They Say: "The current [Nasvhville] music scene is one of the strangely positive results of the music business struggling so mightily," according to Dewitt. "For so long, Nashville was a town almost entirely centered around the industry of songwriting. The struggles in recent years helped make that a much leaner and thinner component of the musical scene and allowed room for a lot of different types of music and bands to flicker into life… You've got the garage scene with Diarrhea Planet and Jeff the Brotherhood, singer-songwriters like Caitlin Rose and Tristen, and of course the big acts like the Black Keys and Jack White. Nashville feels the richest now because there are so many different creative people doing different things."

Hear for Yourself: "Thunder Clatter" is uplifting and tropically rippling. By Keith Harris

Dayne S

Matheus Fernandes

Dayne S

Sounds like: Peak hour at that unmarked club you had to convince your friends to travel to.

For Fans Of: Moodymann, Art Department, Kerri Chandler

Why You Should Pay Attention: A European producer whose cavernous, soulful house music would sound equally at home in a Berlin warehouse or a New Jersey roller rink, Dayne S draws equal inspiration from deep house and Steve Vai. "It's all really popular music," he explains, and a recent move to Berlin suggests that in the coming years Dayne's music will open up even more.

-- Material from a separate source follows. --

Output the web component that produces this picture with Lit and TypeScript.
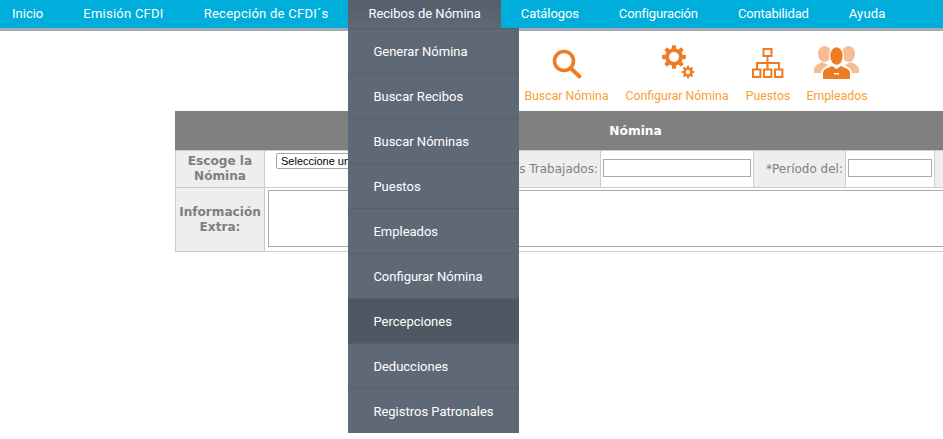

He Says: On the subject of his unusual composition process, Dayne explains, "I often jam on my guitar to bluesy backing tracks or to house music,​ or I just play something random, and when I get a nice melody or riff it's the magic moment where I can see nearly the whole track in my mind's eye. There's so much you can do on that instrument, from simple rhythms to bassline ideas and complex chord arrangements. It's just a great tool to translate feeling into music, and for me it's easier than just shifting midi blocks. I find that pretty uninspirational."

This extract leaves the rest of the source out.